The Labor-Green preference deal is not really about the Tassie Senate. It has more value for the Greens in mainland Senate seats where the Greens will be short of their quotas and may need Labor’s preferences to ward off some snowballing micro-party from getting in as happened with Family First in one state and nearly others in 2004. It is also useful in the ACT, where if the Liberals fall short of their quota (33%) Labor preferences could then elect a Green. In Tasmania, it’s unlikely it will help the Greens in any way.
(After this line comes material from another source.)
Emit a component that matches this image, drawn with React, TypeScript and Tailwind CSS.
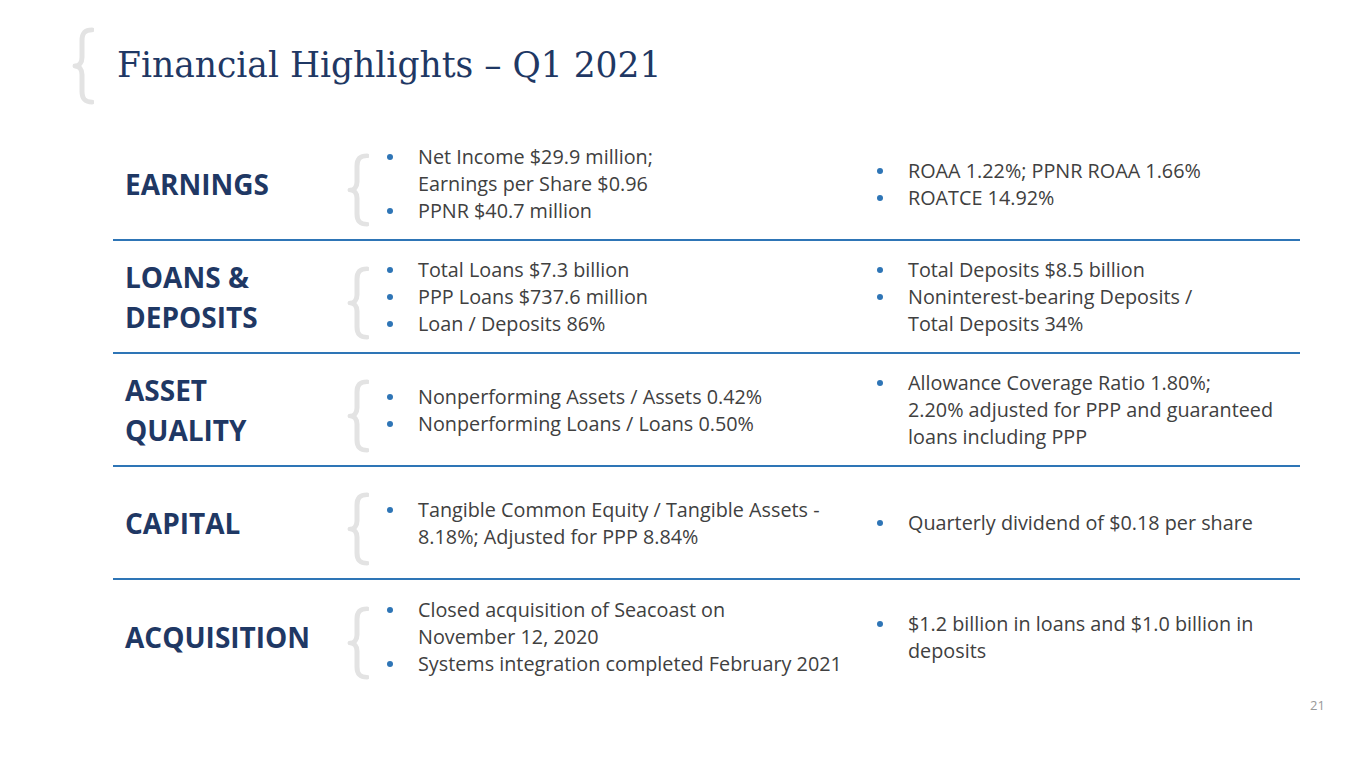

So this is a beat-up by the Liberals, but I believe it has been a successful one, because Labor’s response in taking the matter to the Electoral Commission is an error. It makes Labor look clueless about electoral law and it allows the Liberals to use the Electoral Commission’s response to paint Labor as sooky and give the impression there is nothing wrong with the pamphlet. In fact there is a very great deal wrong with it, but none of that has anything to do with electoral law.

Electoral law does not seek to determine what in election campaigns is true and what is false. You can put out pamphlets falsely stating that our new Prime Minister is a communist satanic lesbian if you like (oh yes, there are people out there who believe this.) She might then sue you for defamation, and people like me might become more likely to vote for her if we think it is actually true, but what you’re doing is not an electoral offence. Parties should counter scare campaigns like this simply by attacking them on their substance and exposing them as crap, and not by beating up bogus claims of electoral illegality and running off to the Electoral Commission to be told, as hundreds of others have before, that the scarer is doing nothing that electoral law considers to be wrong.

I consider the result to be a propaganda victory for the Liberal Party, although the propaganda they are using to achieve it is pure nonsense. If they do now go on to save Guy Barnett’s imperilled seat by a whisker, this could have a little bit to do with it.